Jim Evans would be the liason interconnecting different emergency agencies if a large scale disaster was to occur. 

Whether a disaster is manmade or natural, we have to keep in mind the potential for mass casualties and fatalities. 

Jim Evans says that one of the sections of the Emergency Operations Center has a Medical Operations Center, which coordinates information with the local and regional hosipitals. 

If hospitals become overwhelmed with potential victims, they would be transported to hospitals in other cities, such as Midland/Odessa, Abilene, and Lubbock. 

Individuals within the with the Medical Operations Center would be responsible for tracking patients and hospitals they go to so they could relay that information to loved ones. 

In terms of having a plan for yourself and your loved ones, Jim says that it is essential to have that discussion with your family.

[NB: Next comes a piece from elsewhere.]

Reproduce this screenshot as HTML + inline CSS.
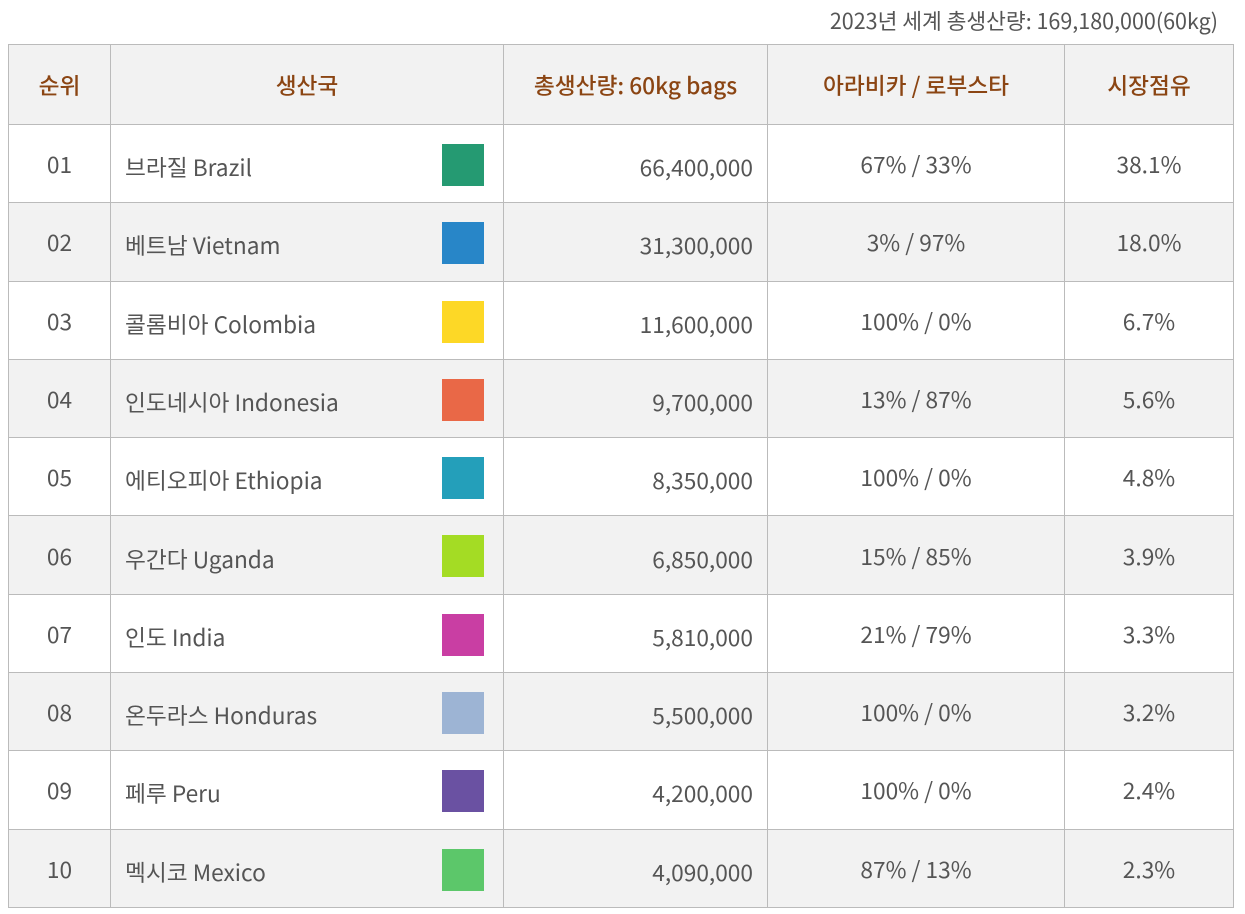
<!DOCTYPE html>
<html><head><meta charset="utf-8"><style>
body{margin:0;background:#fff;font-family:"Noto Sans CJK KR","Liberation Sans",sans-serif;}
.cap{position:absolute;right:27px;top:5px;font-size:21.5px;color:#555;}
table{position:absolute;left:8px;top:44px;border-collapse:collapse;table-layout:fixed;width:1225px;}
td,th{border:1.5px solid #bbb;font-size:22.7px;color:#555;font-weight:normal;padding:0;line-height:1.2;}
th{background:#f2f2f2;color:#8b4513;height:79px;text-align:center;font-weight:500;}
tr.g td{background:#f2f2f2;}
td{height:77.3px;}
td.c{text-align:center;}
td.n{padding-left:14px;position:relative;padding-top:6px;height:71.3px;}
td.r{text-align:right;padding-right:14px;padding-top:6px;height:71.3px;}
.sw{position:absolute;right:19px;top:19px;width:42px;height:42px;}
</style></head><body>
<div class="cap">2023년 세계 총생산량: 169,180,000(60kg)</div>
<table>
<colgroup><col style="width:102px"><col style="width:393px"><col style="width:264px"><col style="width:297px"><col style="width:169px"></colgroup>
<tr><th>순위</th><th>생산국</th><th>총생산량: 60kg bags</th><th>아라비카 / 로부스타</th><th>시장점유</th></tr>
<tr><td class="c">01</td><td class="n">브라질 Brazil<div class="sw" style="background:#259a72"></div></td><td class="r">66,400,000</td><td class="c">67% / 33%</td><td class="c">38.1%</td></tr>
<tr class="g"><td class="c">02</td><td class="n">베트남 Vietnam<div class="sw" style="background:#2886c8"></div></td><td class="r">31,300,000</td><td class="c">3% / 97%</td><td class="c">18.0%</td></tr>
<tr><td class="c">03</td><td class="n">콜롬비아 Colombia<div class="sw" style="background:#fdd826"></div></td><td class="r">11,600,000</td><td class="c">100% / 0%</td><td class="c">6.7%</td></tr>
<tr class="g"><td class="c">04</td><td class="n">인도네시아 Indonesia<div class="sw" style="background:#e96847"></div></td><td class="r">9,700,000</td><td class="c">13% / 87%</td><td class="c">5.6%</td></tr>
<tr><td class="c">05</td><td class="n">에티오피아 Ethiopia<div class="sw" style="background:#249fba"></div></td><td class="r">8,350,000</td><td class="c">100% / 0%</td><td class="c">4.8%</td></tr>
<tr class="g"><td class="c">06</td><td class="n">우간다 Uganda<div class="sw" style="background:#a4dc24"></div></td><td class="r">6,850,000</td><td class="c">15% / 85%</td><td class="c">3.9%</td></tr>
<tr><td class="c">07</td><td class="n">인도 India<div class="sw" style="background:#c93ea3"></div></td><td class="r">5,810,000</td><td class="c">21% / 79%</td><td class="c">3.3%</td></tr>
<tr class="g"><td class="c">08</td><td class="n">온두라스 Honduras<div class="sw" style="background:#9db4d4"></div></td><td class="r">5,500,000</td><td class="c">100% / 0%</td><td class="c">3.2%</td></tr>
<tr><td class="c">09</td><td class="n">페루 Peru<div class="sw" style="background:#6a51a2"></div></td><td class="r">4,200,000</td><td class="c">100% / 0%</td><td class="c">2.4%</td></tr>
<tr class="g"><td class="c">10</td><td class="n">멕시코 Mexico<div class="sw" style="background:#5cc76a"></div></td><td class="r">4,090,000</td><td class="c">87% / 13%</td><td class="c">2.3%</td></tr>
</table>
</body></html>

Since a disaster would cause many agencies to be working at the same time, communication is key to get resources where they are needed. Jim says that we do not want resources that are not going to be used. It would create a “disaster within a disaster”. 

Communication is key to get resources where they are needed. 

In the Emergency Operations Center, there is a poster that says, “If we shake hands before a disaster, we don’t have to point fingers afterwards.”

It takes a team effort between the general public and emergency officials to move past a crisis. 

While we cannot fully plan or predict every possible disaster. Being self-aware would make the disaster recovery efforts all the more smoother.